Head of State (2003)

2 1/2 Stars (out of 4)

The 'State' of Things

By Jeffrey M. Anderson

Could a non-experienced "ordinary" person actually go head-to-head with an established politician and win, if money is not a factor? With the lethargic state of American politics today, the answer is: absolutely. Especially because the windbag Republican opponent -- from Texas, and sounding awfully Bush-like -- can only spew the phrase, "God bless America and no place else." Those words may make some people cheer, but when the other guy actually thinks about stuff and speaks to the people, they fade away like an old joke.

Chris Rock plays Mays Gilliam, America's first black president. The Democratic Party chooses him as a replacement when the current candidate dies in a plane crash, thinking that he'll lose -- but it will make the party look good. An irreverent loudmouth who works as a Washington alderman, Gilliam understands real people. Just after we meet him, he dashes off to rescue an old woman whose house is being demolished. (The city has given her a measly $40,000 for her trouble.) He has no illusions about race, either. The first time he imagines himself president, he's assassinated in three seconds. But he accepts the nomination anyway.

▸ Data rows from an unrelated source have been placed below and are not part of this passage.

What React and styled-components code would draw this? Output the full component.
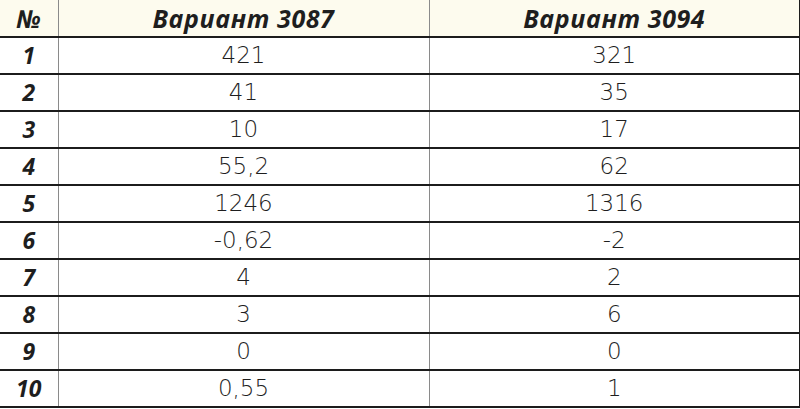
import React from 'react';
import styled, { createGlobalStyle } from 'styled-components';

const GlobalStyle = createGlobalStyle`
  body {
    margin: 0;
    background: #fff;
  }
`;

const Table = styled.table`
  width: 800px;
  border-collapse: collapse;
  table-layout: fixed;
  font-family: "Open Sans", "DejaVu Sans", sans-serif;
  color: #1e1e1e;
`;

const HeadRow = styled.tr`
  background: #fdfbee;
  height: 37px;
`;

const Row = styled.tr`
  height: 37px;
`;

const Cell = styled.td`
  padding: 0;
  text-align: center;
  border-bottom: 2px solid #1c1c1c;
  border-left: 1px solid #8a8a8a;
  font-family: ${(p) => (p.$num ? '"Open Sans", sans-serif' : '"DejaVu Sans", sans-serif')};
  font-size: ${(p) => (p.$num ? '23px' : '23px')};
  font-weight: ${(p) => (p.$num ? 700 : 200)};
  font-style: ${(p) => (p.$num ? 'italic' : 'normal')};
  line-height: 35px;

  &:first-child {
    border-left: none;
  }
  &:last-child {
    border-right: 2px solid #1c1c1c;
  }
`;

const HeadCell = styled(Cell)`
  font-family: "Open Sans", sans-serif;
  font-size: 25px;
  font-weight: 700;
  font-style: italic;
  letter-spacing: 0.6px;
`;

const rows = [
  ['1', '421', '321'],
  ['2', '41', '35'],
  ['3', '10', '17'],
  ['4', '55,2', '62'],
  ['5', '1246', '1316'],
  ['6', '-0,62', '-2'],
  ['7', '4', '2'],
  ['8', '3', '6'],
  ['9', '0', '0'],
  ['10', '0,55', '1'],
];

export default function App() {
  return (
    <>
      <GlobalStyle />
      <Table>
        <colgroup>
          <col style={{ width: 58 }} />
          <col style={{ width: 371 }} />
          <col style={{ width: 371 }} />
        </colgroup>
        <thead>
          <HeadRow>
            <HeadCell>№</HeadCell>
            <HeadCell>Вариант 3087</HeadCell>
            <HeadCell>Вариант 3094</HeadCell>
          </HeadRow>
        </thead>
        <tbody>
          {rows.map(([n, a, b]) => (
            <Row key={n}>
              <Cell $num>{n}</Cell>
              <Cell>{a}</Cell>
              <Cell>{b}</Cell>
            </Row>
          ))}
        </tbody>
      </Table>
    </>
  );
}
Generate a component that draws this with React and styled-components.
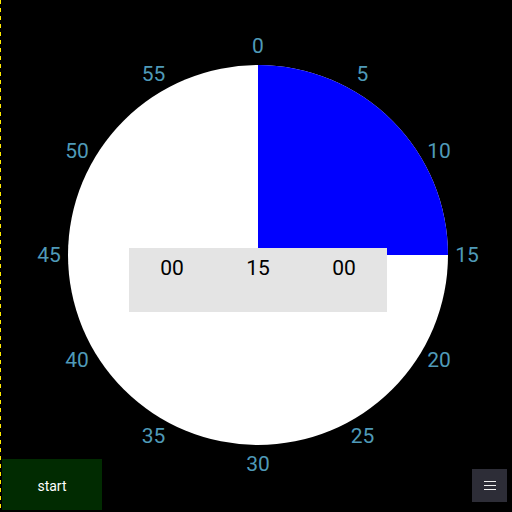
import styled, { createGlobalStyle } from "styled-components";

const GlobalStyle = createGlobalStyle`
  html, body {
    margin: 0;
    padding: 0;
    background: #000;
  }
  body {
    font-family: Roboto, "Noto Sans", sans-serif;
  }
`;

const Screen = styled.div`
  position: relative;
  width: 512px;
  height: 512px;
  box-sizing: border-box;
  padding-left: 1px;
  background:
    repeating-linear-gradient(to bottom, #ffec00 0 4px, transparent 4px 8px)
      left top / 1px 100% no-repeat,
    #000;
  overflow: hidden;
`;

const Dial = styled.svg`
  display: block;
  width: 511px;
  height: 512px;
`;

const Tick = styled.text`
  fill: #4f9ab8;
  font-family: Roboto, sans-serif;
  font-size: 21px;
`;

const Readout = styled.div`
  position: absolute;
  left: 129px;
  top: 248px;
  width: 258px;
  height: 64px;
  box-sizing: border-box;
  padding-top: 8px;
  background: #e4e4e4;
  display: grid;
  grid-template-columns: repeat(3, 1fr);
  align-items: start;
`;

const Field = styled.div`
  text-align: center;
  font-size: 21px;
  line-height: 24px;
  color: #000;
`;

const Controls = styled.div`
  position: absolute;
  left: 2px;
  right: 5px;
  bottom: 2px;
  display: flex;
  justify-content: space-between;
  align-items: flex-end;
`;

const StartButton = styled.button`
  width: 100px;
  height: 51px;
  border: none;
  margin: 0;
  padding: 2px 0 0;
  background: #012b01;
  color: #fff;
  font-family: Roboto, sans-serif;
  font-size: 14px;
`;

const MenuButton = styled.button`
  width: 35px;
  height: 33px;
  margin: 0 0 8px;
  padding: 0;
  border: none;
  background: #2d2d37;
  display: flex;
  flex-direction: column;
  align-items: center;
  justify-content: center;
  gap: 2.5px;
`;

const Bar = styled.span`
  display: block;
  width: 12px;
  height: 1.5px;
  background: #f0f0f0;
`;

const CX = 257;
const CY = 255;
const R = 190;
const LABEL_R = 209;

const ticks = Array.from({ length: 12 }, (_, i) => {
  const a = (i * 30 * Math.PI) / 180;
  return {
    value: i * 5,
    x: CX + LABEL_R * Math.sin(a),
    y: CY - LABEL_R * Math.cos(a),
  };
});

export default function App() {
  return (
    <>
      <GlobalStyle />
      <Screen>
        <Dial viewBox="0 0 511 512">
          <circle cx={CX} cy={CY} r={R} fill="#fff" />
          <path
            d={`M${CX},${CY} L${CX},${CY - R} A${R},${R} 0 0 1 ${CX + R},${CY} Z`}
            fill="#0000ff"
          />
          {ticks.map((t) => (
            <Tick
              key={t.value}
              x={t.x}
              y={t.y}
              textAnchor="middle"
              dominantBaseline="central"
            >
              {t.value}
            </Tick>
          ))}
        </Dial>
        <Readout>
          <Field>00</Field>
          <Field>15</Field>
          <Field>00</Field>
        </Readout>
        <Controls>
          <StartButton>start</StartButton>
          <MenuButton aria-label="menu">
            <Bar />
            <Bar />
            <Bar />
          </MenuButton>
        </Controls>
      </Screen>
    </>
  );
}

Gilliam runs through the predicted presidential routine, traveling to various states and giving speeches. He briefly falls out with his campaign team (Lynn Whitfield and Dylan Baker) and tries to keep a long-distance relationship going with a cute convenience store worker (Tamala Jones). And when virtually every possible running mate turns him down, Gilliam chooses his own brother Mitch (Bernie Mac) to fill the slot. The two brothers, incapable of holding back either physically or verbaly, greet each other with joyous sucker punches. But it's the jokes -- and the political gut-punches -- that get "Head of State" roiling.

The Republican candidate Lewis (Nick Searcy) -- who also has a little bit of Gore in him, having already served eight years as Vice President -- eventually uses real-life politics try and to stomp the young turk. When Gilliam fails to attend a cancer fundraiser, Lewis fires off a negative television ad claiming that Gilliam is "for cancer." But Gilliam won't "go negative." His speeches fire up the extras in the film and do the same to the real-life audience.

Making his directorial debut, Rock proves a little unsteady behind the camera, forsaking artistry, story and performance in favor of nailing the jokes as hard as possible. Bernie Mac alone manages to shine through; like his electric blue suit, the movie fits him perfectly. His funny moments as well as his sincere ones always come out sparkling. Ultimately, Head of State is very funny and -- at least right now -- absolutely essential. If it gets viewers mad enough to stand up and vote, then each and every red-blooded American owes it to himself or herself to see it.